## TASK TO COMPLETE
Copy out each line that mentions the word "screenshot".

## DATA PROVIDED
Begin

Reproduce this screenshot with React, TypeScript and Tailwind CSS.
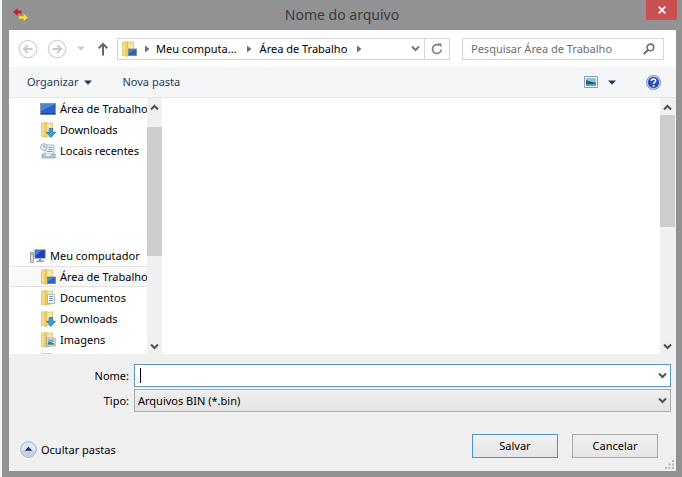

End
Begin

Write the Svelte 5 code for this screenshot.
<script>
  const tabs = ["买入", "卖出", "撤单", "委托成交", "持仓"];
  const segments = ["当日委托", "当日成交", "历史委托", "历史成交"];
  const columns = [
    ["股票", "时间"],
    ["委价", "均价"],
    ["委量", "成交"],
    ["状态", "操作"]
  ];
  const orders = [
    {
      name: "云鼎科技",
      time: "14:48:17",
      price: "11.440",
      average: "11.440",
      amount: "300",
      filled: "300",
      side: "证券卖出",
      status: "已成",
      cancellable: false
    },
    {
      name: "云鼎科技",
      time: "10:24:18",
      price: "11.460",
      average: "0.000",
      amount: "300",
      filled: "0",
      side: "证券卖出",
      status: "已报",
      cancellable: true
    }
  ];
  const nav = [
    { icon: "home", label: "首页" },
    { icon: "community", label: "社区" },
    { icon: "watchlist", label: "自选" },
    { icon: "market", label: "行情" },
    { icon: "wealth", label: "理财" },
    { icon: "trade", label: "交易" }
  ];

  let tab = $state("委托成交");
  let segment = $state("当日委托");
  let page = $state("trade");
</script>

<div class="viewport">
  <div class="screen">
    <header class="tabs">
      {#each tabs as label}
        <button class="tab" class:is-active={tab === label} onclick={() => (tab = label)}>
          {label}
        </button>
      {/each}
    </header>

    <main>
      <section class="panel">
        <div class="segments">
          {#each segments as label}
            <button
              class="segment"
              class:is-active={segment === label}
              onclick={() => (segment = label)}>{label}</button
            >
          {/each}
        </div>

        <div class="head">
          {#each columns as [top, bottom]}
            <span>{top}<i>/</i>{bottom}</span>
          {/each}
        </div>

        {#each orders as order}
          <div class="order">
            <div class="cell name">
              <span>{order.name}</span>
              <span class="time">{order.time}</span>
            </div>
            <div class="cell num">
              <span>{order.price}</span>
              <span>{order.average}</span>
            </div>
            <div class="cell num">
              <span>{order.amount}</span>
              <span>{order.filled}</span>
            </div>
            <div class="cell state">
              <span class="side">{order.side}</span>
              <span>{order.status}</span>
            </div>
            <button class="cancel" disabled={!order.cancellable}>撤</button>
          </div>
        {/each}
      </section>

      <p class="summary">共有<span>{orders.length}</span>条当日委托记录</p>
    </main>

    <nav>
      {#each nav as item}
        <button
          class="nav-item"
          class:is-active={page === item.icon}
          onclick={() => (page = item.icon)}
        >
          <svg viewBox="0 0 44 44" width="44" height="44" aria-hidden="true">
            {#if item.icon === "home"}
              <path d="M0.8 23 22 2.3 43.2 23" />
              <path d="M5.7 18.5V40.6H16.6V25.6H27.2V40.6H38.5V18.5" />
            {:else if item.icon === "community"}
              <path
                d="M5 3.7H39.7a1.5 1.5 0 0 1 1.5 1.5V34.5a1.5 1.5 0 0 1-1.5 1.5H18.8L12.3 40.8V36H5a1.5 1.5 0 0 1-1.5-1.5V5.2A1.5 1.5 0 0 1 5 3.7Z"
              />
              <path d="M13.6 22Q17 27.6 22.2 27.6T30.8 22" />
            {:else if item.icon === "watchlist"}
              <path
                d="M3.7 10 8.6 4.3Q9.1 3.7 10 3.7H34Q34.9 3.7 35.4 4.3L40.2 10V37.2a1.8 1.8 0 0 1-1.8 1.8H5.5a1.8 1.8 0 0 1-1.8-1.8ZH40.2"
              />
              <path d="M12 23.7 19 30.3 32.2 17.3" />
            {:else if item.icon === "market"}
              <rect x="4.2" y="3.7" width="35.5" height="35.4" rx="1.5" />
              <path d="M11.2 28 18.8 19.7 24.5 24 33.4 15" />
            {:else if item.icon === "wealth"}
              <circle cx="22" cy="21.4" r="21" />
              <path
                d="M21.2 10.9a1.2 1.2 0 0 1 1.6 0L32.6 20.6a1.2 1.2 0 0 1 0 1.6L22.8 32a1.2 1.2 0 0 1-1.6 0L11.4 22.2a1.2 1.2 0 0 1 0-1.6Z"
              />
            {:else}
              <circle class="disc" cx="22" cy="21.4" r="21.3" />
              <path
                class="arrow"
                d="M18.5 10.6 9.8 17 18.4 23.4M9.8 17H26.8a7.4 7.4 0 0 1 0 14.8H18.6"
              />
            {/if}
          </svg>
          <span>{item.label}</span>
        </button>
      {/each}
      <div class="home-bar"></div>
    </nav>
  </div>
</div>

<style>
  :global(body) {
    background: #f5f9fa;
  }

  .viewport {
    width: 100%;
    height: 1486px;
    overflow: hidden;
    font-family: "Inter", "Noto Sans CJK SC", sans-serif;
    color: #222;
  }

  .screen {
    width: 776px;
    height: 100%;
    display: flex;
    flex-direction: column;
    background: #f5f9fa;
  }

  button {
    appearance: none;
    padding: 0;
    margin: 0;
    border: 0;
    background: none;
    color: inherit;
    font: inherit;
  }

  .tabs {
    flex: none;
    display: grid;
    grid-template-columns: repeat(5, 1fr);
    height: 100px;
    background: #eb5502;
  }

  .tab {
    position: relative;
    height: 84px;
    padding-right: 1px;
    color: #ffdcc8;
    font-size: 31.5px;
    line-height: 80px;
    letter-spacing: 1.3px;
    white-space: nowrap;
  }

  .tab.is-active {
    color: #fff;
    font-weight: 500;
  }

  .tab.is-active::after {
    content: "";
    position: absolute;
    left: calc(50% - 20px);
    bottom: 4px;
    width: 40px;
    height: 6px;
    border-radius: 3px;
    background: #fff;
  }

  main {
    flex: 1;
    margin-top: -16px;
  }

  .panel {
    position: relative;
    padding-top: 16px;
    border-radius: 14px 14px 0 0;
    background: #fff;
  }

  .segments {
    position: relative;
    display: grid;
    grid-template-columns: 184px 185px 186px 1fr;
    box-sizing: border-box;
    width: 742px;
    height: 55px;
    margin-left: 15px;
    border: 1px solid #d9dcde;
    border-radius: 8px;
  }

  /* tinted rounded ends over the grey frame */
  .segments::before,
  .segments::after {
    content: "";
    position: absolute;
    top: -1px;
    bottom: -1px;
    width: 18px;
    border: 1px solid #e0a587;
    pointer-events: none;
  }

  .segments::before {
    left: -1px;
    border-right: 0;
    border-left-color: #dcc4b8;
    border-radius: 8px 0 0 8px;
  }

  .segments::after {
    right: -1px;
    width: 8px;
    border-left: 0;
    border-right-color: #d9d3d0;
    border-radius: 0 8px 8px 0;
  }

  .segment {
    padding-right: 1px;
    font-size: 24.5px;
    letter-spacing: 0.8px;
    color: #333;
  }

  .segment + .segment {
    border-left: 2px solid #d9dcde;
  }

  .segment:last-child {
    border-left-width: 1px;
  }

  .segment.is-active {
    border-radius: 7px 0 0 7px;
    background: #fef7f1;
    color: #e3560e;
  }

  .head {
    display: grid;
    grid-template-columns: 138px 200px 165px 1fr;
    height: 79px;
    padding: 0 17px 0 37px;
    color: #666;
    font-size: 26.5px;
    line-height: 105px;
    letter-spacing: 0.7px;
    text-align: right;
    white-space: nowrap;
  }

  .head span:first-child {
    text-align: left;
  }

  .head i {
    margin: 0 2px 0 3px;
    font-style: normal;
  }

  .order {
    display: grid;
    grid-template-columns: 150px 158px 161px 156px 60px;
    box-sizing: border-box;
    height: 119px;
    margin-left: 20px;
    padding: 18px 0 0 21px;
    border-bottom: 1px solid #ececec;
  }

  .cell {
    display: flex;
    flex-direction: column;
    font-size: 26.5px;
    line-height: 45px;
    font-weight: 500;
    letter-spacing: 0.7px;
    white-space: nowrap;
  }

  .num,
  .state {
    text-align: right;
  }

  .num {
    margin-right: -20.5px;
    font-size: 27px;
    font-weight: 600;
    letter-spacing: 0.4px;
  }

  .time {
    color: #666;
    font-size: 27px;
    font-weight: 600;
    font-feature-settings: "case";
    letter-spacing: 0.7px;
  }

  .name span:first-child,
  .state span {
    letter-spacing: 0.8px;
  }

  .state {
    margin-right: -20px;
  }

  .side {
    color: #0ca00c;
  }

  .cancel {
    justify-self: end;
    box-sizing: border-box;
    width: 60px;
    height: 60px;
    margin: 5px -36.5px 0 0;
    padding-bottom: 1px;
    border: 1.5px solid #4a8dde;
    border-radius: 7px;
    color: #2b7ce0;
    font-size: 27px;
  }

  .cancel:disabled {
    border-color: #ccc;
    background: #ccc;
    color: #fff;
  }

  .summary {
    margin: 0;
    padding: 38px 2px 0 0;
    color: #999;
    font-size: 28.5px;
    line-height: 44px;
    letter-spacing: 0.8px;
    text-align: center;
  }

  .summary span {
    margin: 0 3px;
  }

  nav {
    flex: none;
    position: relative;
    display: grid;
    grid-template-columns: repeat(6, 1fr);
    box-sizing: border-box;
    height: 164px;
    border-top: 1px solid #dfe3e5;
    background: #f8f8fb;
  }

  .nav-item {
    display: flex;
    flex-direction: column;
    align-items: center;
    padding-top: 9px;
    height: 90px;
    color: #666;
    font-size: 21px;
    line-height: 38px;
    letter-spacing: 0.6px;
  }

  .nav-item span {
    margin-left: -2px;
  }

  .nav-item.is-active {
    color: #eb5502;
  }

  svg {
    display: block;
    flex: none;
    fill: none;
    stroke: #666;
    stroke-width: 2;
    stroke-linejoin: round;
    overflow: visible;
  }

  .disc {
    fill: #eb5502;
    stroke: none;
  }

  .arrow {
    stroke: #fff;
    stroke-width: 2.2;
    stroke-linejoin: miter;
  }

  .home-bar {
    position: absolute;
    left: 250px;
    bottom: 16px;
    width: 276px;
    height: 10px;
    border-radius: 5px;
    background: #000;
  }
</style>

End

## TASK RESULT
Reproduce this screenshot with React, TypeScript and Tailwind CSS.
Write the Svelte 5 code for this screenshot.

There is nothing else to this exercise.